Gleanings: Workshops of the Karlsruhe symposium on vocational and academic orientation for secondary school teachers in the afternoon of 22 June 2017

In the afternoon, the organizers offered two-hour workshops in which the participants developed practical solutions for everyday school life. Topics included what roles school subjects will play in the study and career orientation process in the future, how existing or planned school concepts need to be supplemented, simply adopted or revised in order to keep up with the content of the guidelines, how parents can be involved as experts in the process and what elements would be needed for an updated methodological case. A workshop was offered especially for the school management.



Workshop 1: Study and career orientation at grammar school in SEK II - How can this requirement be implemented meaningfully from the point of view of the school management?

Stefanie Wally.

In this workshop, the members of the school management were first intensively informed about the position of vocational and study orientation in the 2016 education plan.

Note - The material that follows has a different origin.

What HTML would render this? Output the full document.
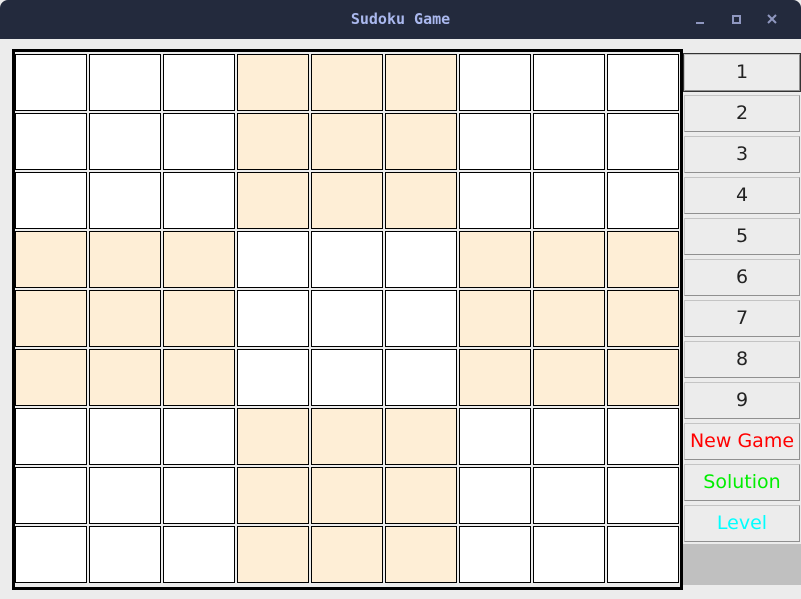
<!DOCTYPE html><html><head><style>
body{margin:0;width:801px;height:599px;background:#ececec;overflow:hidden;font-family:"DejaVu Sans","Liberation Sans",sans-serif;position:relative}
.tb{position:absolute;left:0;top:0;width:801px;height:39px;background:#232a3d;border-radius:8px 8px 0 0}
.tt{position:absolute;left:0;width:801px;top:10px;text-align:center;color:#aab8ee;font:bold 15px "DejaVu Sans Mono","Liberation Mono",monospace}
.grid{position:absolute;left:12px;top:49px;width:665px;height:535px;border:3px solid #000;background:#ececec}
.c{position:absolute;width:70px;height:55px;border:1px solid #000;background:#fff}
.o{background:#feeed6}
.b{position:absolute;left:684px;width:114px;height:35px;border:1px solid;border-color:#c4c4c4 #909090 #909090 #c4c4c4;background:#ececec;text-align:center;line-height:35px;font-size:19px;color:#222}
</style></head><body>
<div class="tb"><div class="tt">Sudoku Game</div>
<div style="position:absolute;left:696px;top:22px;width:8px;height:2px;background:#8f97c0"></div>
<div style="position:absolute;left:732px;top:15px;width:5px;height:5px;border:2px solid #8f97c0"></div>
<svg style="position:absolute;left:767px;top:14px" width="10" height="10"><path d="M1 1L9 9M9 1L1 9" stroke="#8f97c0" stroke-width="2"/></svg>
</div>
<div class="grid" id="g"></div>
<div id="bs"></div>
<div style="position:absolute;left:683px;top:544px;width:118px;height:41px;background:#c0c0c0"></div>
<script>
var g=document.getElementById('g'),h='';
for(var r=0;r<9;r++)for(var c=0;c<9;c++){var br=Math.floor(r/3),bc=Math.floor(c/3);var o=((br+bc)%2==1);
h+='<div class="c'+(o?' o':'')+'" style="left:'+(c*74)+'px;top:'+(2+r*59)+'px"></div>';}
g.innerHTML=h;
var L=['1','2','3','4','5','6','7','8','9','New Game','Solution','Level'],C=['','','','','','','','','','#f00','#0e0','#0ff'],s='';
for(var i=0;i<12;i++)s+='<div class="b" style="top:'+(54+i*41)+'px;'+(C[i]?'color:'+C[i]+';':'')+(i==0?'outline:1px solid #333;':'')+'">'+L[i]+'</div>';
document.getElementById('bs').innerHTML=s;
</script>
</body></html>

Afterwards, the relevant current administrative regulations were discussed and the concept of an online continuing education programme for colleagues was also presented. Afterwards, there was time, especially for members of the school management, to jointly design and discuss possibilities for a meaningful implementation at the schools.

The main topics of the workshop were

  • the role of school management in implementation
  • Career orientation as a topic in the Teachers' Conference
  • Involvement of parents and out-of-school partners
  • the role of various student councils in the implementation of concepts
  • Crediting possibilities within the framework of pool hours
  • Transparency of the concepts



Workshop 2: Leading Perspective on Vocational Orientation - What can the different subjects contribute to the implementation of the guideline?

(Felix Ewinger)

Vocational orientation (BO) as a guiding perspective in the new educational plan is not only the task of individual colleagues - all subject teachers should contribute to it. Ideally, the entire teaching staff should work towards a common goal through coordinated contributions.


The aim of the workshop was to jointly develop ideas and concepts on how the various subjects can contribute to career and study orientation and how these contributions can be integrated into an overall school concept. A further topic was how individual subjects, especially in view of the different starting conditions in schools, can support or take over guideline modules for vocational and study orientation at course level.



Workshop 3: Parents as experts? - Involving parents in the process of study and career orientation

(Florian Schuller, Christian Scheuermann)

Good, tried-and-tested concepts for parental work in the field of career and study orientation already exist: Workshop 3 used these to examine the opportunities and challenges of parental work in more detail on the basis of selected aspects - regardless of whether these are projects that are firmly integrated into regular school operations or larger-scale cooperative initiatives within the framework of regional networks.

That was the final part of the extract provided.